Nenad Tesic, a Serb fighter in the central town of Han Pijesak, said he was frightened of the consequences of what he said would surely be an overwhelming "no" vote.

"Of course I'm afraid. This is war and people die in wars, but it is going to continue whether we support the Vance-Owen plan or not," said the gaunt gunman voting with his wife. "This plan is terrible. The one thing it doesn't allow for is peace."

Under the terms of the Vance-Owen proposal, Bosnian Serbs would have to withdraw their soldiers and armor from nearly half of the territory they have taken by force and expunged of the Muslims and Croats who outnumbered them, 2 to 1, before the war.

With the help of mercenaries and military supplies from the Serbian nationalist leadership in Belgrade, Bosnia's Serb rebels have taken control of more than 70% of the republic.

Serbian President Slobodan Milosevic, however, has recently dropped support for his Bosnian brothers under the strain of severe U.N. sanctions that have hastened Serbia's economic collapse.

While some hard-line Bosnian Serb leaders have labeled Milosevic a turncoat, most average people have accepted the official line that he was acting under unfair pressure from Western mediators.

"He was squeezed and blackmailed by the international community and probably had no choice," Karadzic said in an interview at his Pale headquarters. "We are not angry with him. We are sad rather than angry. We know he is responsible to his own country and was under terrible pressure."

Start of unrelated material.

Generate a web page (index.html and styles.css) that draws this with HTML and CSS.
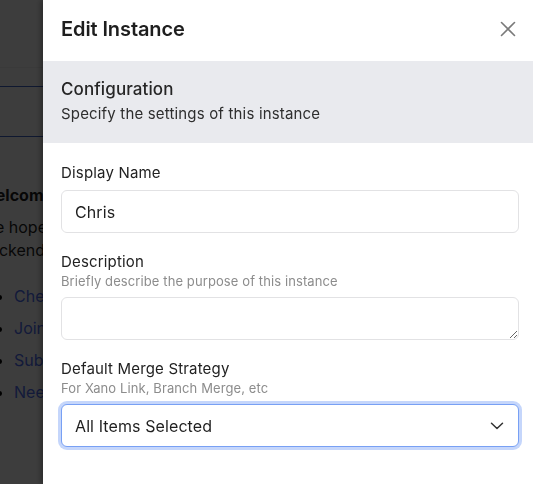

Svjeta Maksimovic, a 24-year-old peasant in the eastern village of Buljevici, said she is convinced that Milosevic is still behind Bosnian Serbs "in his heart."

Nearly half of the estimated 1 million Bosnian Serbs eligible to vote had cast ballots by Saturday evening, said Rada Radovic, a spokeswoman for the referendum press center. Voting was to continue today, and results are expected Wednesday.